Whether such an outcome is desirable or need be prevented at all
costs can be argued pro and con. The arguments should not ignore
the fact that “Iraq” is an artificial entity created after World
War I by Britain and France when they divided the remnants of
the Ottoman (Turkish) empire. How far in history should one go
in untangling the ethnic-religious issues?
It is a fact that Saddam Hussein saw
himself as a reincarnation of the famed Babylonian king
Nebuchadnezzar and envisioned Iraq as a great New Babylon; and
it is a fact, even if little noticed, that the Shiites of
southern Iraq intend to call their autonomous region or
independent state Sumer!
The Biblical Prophecies
Old Testament Prophets – Isaiah, Jeremiah, Ezekiel – predicted both
the sacking of Jerusalem and its Temple by Nebuchadnezzar as well as
the subsequent downfall and destruction of Babylon; both prophecies
came true, in 586 B.C. and 539 B.C.
In the New Testament, Babylon and its fate are the main subject of
three chapters in the Book of Revelation (“The Apocalypse of St.
john”). Those prophecies of wrath against Babylon have posed a
problem for both biblical scholars and theologians, since when the
Book of Revelation was written, “Babylon” had already long been
forsaken and in ruins for centuries. Most scholars therefore believe
that the book was composed after the start of the persecution of
Christians in Rome and that “Babylon” was a code word for Rome.
But if one believes that Revelation is indeed a book of prophecies –
of events to come – and that it says what it means and means what it
says, then “Babylon of the future” is a “code word” for today’s
Iraq! And if so, what Revelation prophesied becomes both intriguing
and relevant.
The Merchants of Evil
The future fall of “Babylon,”
according to Revelation, will follow and will be hastened by a
period of “harlotry,” during which “merchants of the Earth… have
committed fornication with her… and waxed rich through the abundance
of her delicacies” (chapter 18:2).
Applying this to current events, one can
easily find here an allusion to Iraq’s main “delicacy” – oil – and
the parallel to the “Food for Oil” program of the United Nations
through which “merchants of the Earth,” committing ethical and
business “adultery,” enriched themselves while providing the Iraqi
dictator with funds to stay in power and commit more atrocities.
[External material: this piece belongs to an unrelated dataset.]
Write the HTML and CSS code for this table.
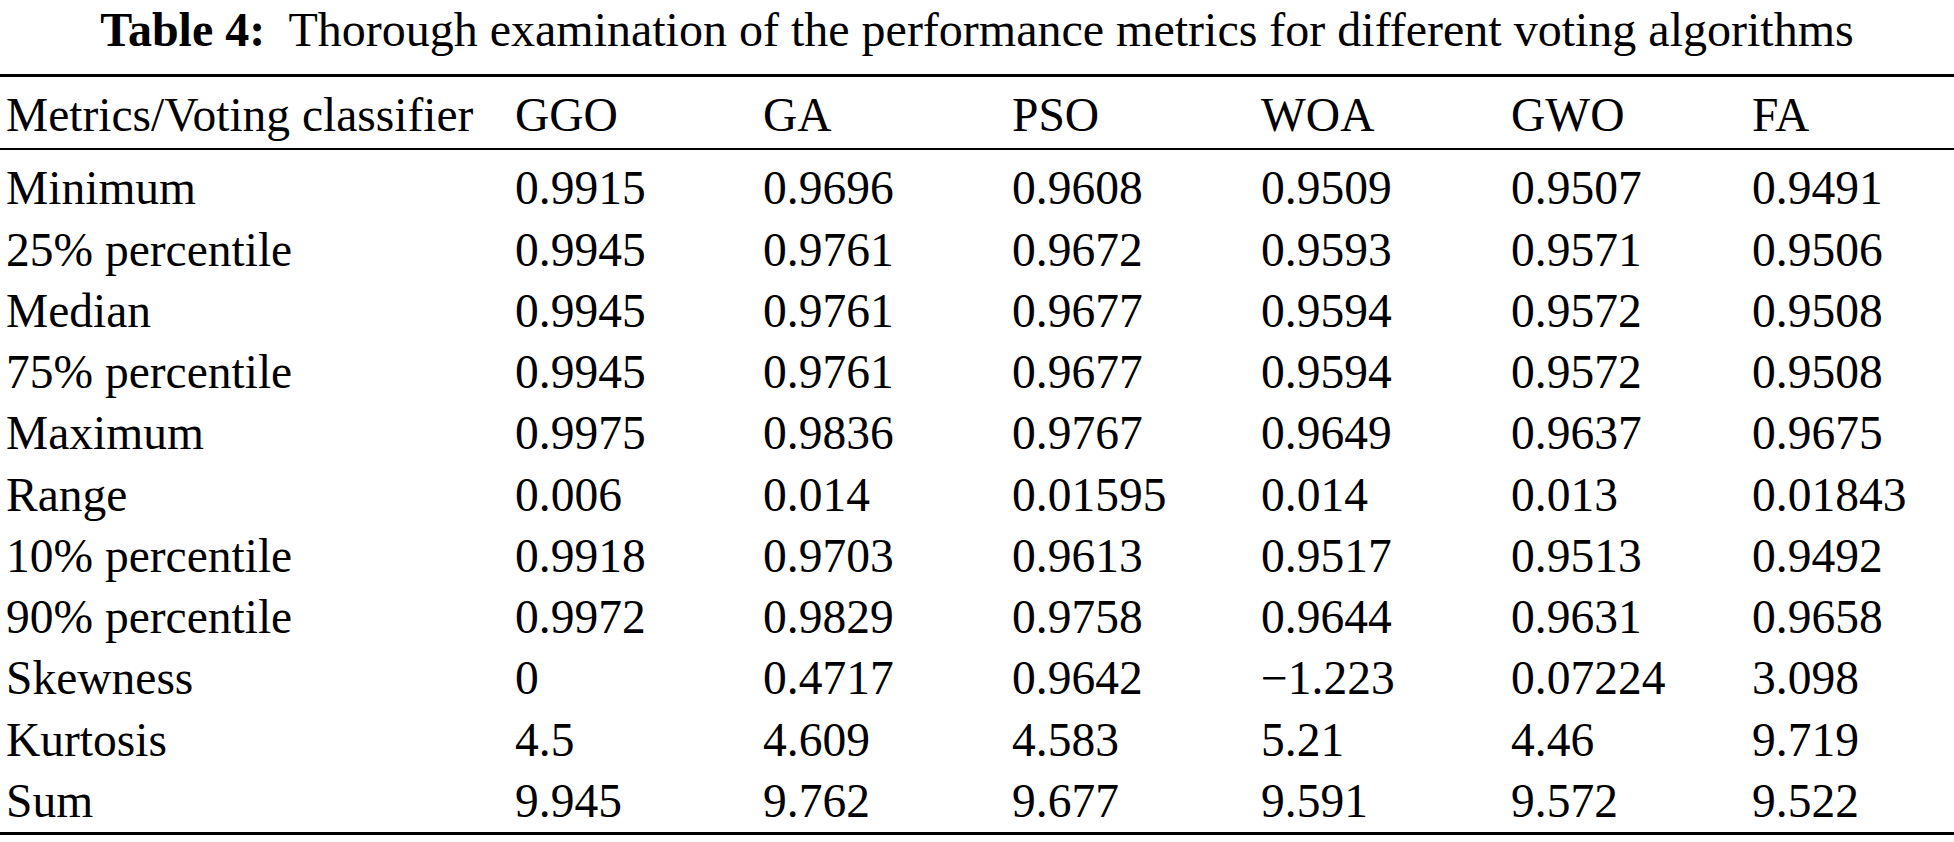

But when the judgments were pronounced upon Babylon, “the Mother of
Harlots” with whom “the kings of the Earth have committed
fornication,” those very beneficiaries of the trade abandoned her,
stood aside when the destruction began:
The merchants of these
things, who were made rich by her, shall stand far off for fear of her torment, weeping and wailing, and saying: Alas, alas that great city that was clothed in fine
linen and purple, and scarlet, and decked with gold… For in one hour so great riches is come to naught; And every shipmaster, and all the company in ships, and as many as trade by sea, stood far off, and cried when they saw the smoke and her burning, saying:
Alas, alas that great city… for in one hour is she made
desolate. Revelation
18:15-18
The Breakup Into Three Parts
Once the destruction of
“Babylon” was so swiftly carried out, the seventh angel “poured out
his vial into the air, and there came a great voice out of the
Temple of Heaven, from the throne, saying: IT IS DONE.”
And the great city was
divided into three parts… And great Babylon came in remembrance before God to give unto her the cup of wine of the fierceness of
his wrath. Revelation 16:17,
19
As events in Iraq unfold, we will see
whether they will follow the prophetic script to its cataclysmic
conclusion.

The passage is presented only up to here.